OBJECTIVE: Write out the data below in full, unchanged, minus the images.

....

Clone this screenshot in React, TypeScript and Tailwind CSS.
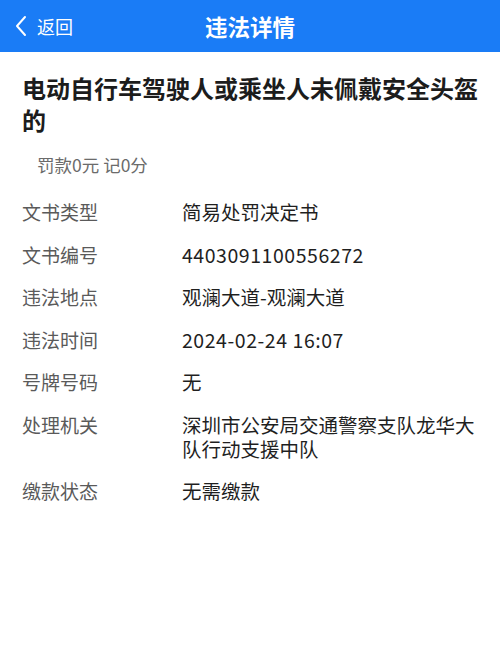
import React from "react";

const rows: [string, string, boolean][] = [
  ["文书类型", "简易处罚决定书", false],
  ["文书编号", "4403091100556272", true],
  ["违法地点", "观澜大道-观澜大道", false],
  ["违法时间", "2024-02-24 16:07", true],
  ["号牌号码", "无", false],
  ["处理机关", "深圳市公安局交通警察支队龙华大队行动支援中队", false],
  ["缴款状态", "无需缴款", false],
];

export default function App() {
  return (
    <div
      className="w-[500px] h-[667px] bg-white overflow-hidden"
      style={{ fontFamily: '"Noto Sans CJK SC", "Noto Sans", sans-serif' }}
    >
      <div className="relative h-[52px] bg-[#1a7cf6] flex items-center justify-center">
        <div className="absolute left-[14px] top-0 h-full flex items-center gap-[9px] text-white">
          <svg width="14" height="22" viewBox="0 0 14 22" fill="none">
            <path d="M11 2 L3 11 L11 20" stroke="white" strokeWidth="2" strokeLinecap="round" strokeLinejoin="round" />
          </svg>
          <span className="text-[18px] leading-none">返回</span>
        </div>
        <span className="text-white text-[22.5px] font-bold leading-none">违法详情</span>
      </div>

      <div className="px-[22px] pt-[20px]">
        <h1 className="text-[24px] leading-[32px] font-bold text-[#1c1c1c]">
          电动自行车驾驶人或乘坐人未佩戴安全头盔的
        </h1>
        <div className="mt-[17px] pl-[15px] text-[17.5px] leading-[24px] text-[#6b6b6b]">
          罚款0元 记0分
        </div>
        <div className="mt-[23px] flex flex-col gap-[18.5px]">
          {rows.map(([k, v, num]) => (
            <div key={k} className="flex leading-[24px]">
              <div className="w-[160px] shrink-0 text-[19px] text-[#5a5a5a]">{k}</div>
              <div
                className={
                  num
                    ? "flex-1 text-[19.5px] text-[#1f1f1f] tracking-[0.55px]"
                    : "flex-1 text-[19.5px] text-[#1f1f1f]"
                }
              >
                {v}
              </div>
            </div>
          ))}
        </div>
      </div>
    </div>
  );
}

....

SOLUTION FOR THIS PROBLEM:
Clone this screenshot in React, TypeScript and Tailwind CSS.
import React from "react";

const rows: [string, string, boolean][] = [
  ["文书类型", "简易处罚决定书", false],
  ["文书编号", "4403091100556272", true],
  ["违法地点", "观澜大道-观澜大道", false],
  ["违法时间", "2024-02-24 16:07", true],
  ["号牌号码", "无", false],
  ["处理机关", "深圳市公安局交通警察支队龙华大队行动支援中队", false],
  ["缴款状态", "无需缴款", false],
];

export default function App() {
  return (
    <div
      className="w-[500px] h-[667px] bg-white overflow-hidden"
      style={{ fontFamily: '"Noto Sans CJK SC", "Noto Sans", sans-serif' }}
    >
      <div className="relative h-[52px] bg-[#1a7cf6] flex items-center justify-center">
        <div className="absolute left-[14px] top-0 h-full flex items-center gap-[9px] text-white">
          <svg width="14" height="22" viewBox="0 0 14 22" fill="none">
            <path d="M11 2 L3 11 L11 20" stroke="white" strokeWidth="2" strokeLinecap="round" strokeLinejoin="round" />
          </svg>
          <span className="text-[18px] leading-none">返回</span>
        </div>
        <span className="text-white text-[22.5px] font-bold leading-none">违法详情</span>
      </div>

      <div className="px-[22px] pt-[20px]">
        <h1 className="text-[24px] leading-[32px] font-bold text-[#1c1c1c]">
          电动自行车驾驶人或乘坐人未佩戴安全头盔的
        </h1>
        <div className="mt-[17px] pl-[15px] text-[17.5px] leading-[24px] text-[#6b6b6b]">
          罚款0元 记0分
        </div>
        <div className="mt-[23px] flex flex-col gap-[18.5px]">
          {rows.map(([k, v, num]) => (
            <div key={k} className="flex leading-[24px]">
              <div className="w-[160px] shrink-0 text-[19px] text-[#5a5a5a]">{k}</div>
              <div
                className={
                  num
                    ? "flex-1 text-[19.5px] text-[#1f1f1f] tracking-[0.55px]"
                    : "flex-1 text-[19.5px] text-[#1f1f1f]"
                }
              >
                {v}
              </div>
            </div>
          ))}
        </div>
      </div>
    </div>
  );
}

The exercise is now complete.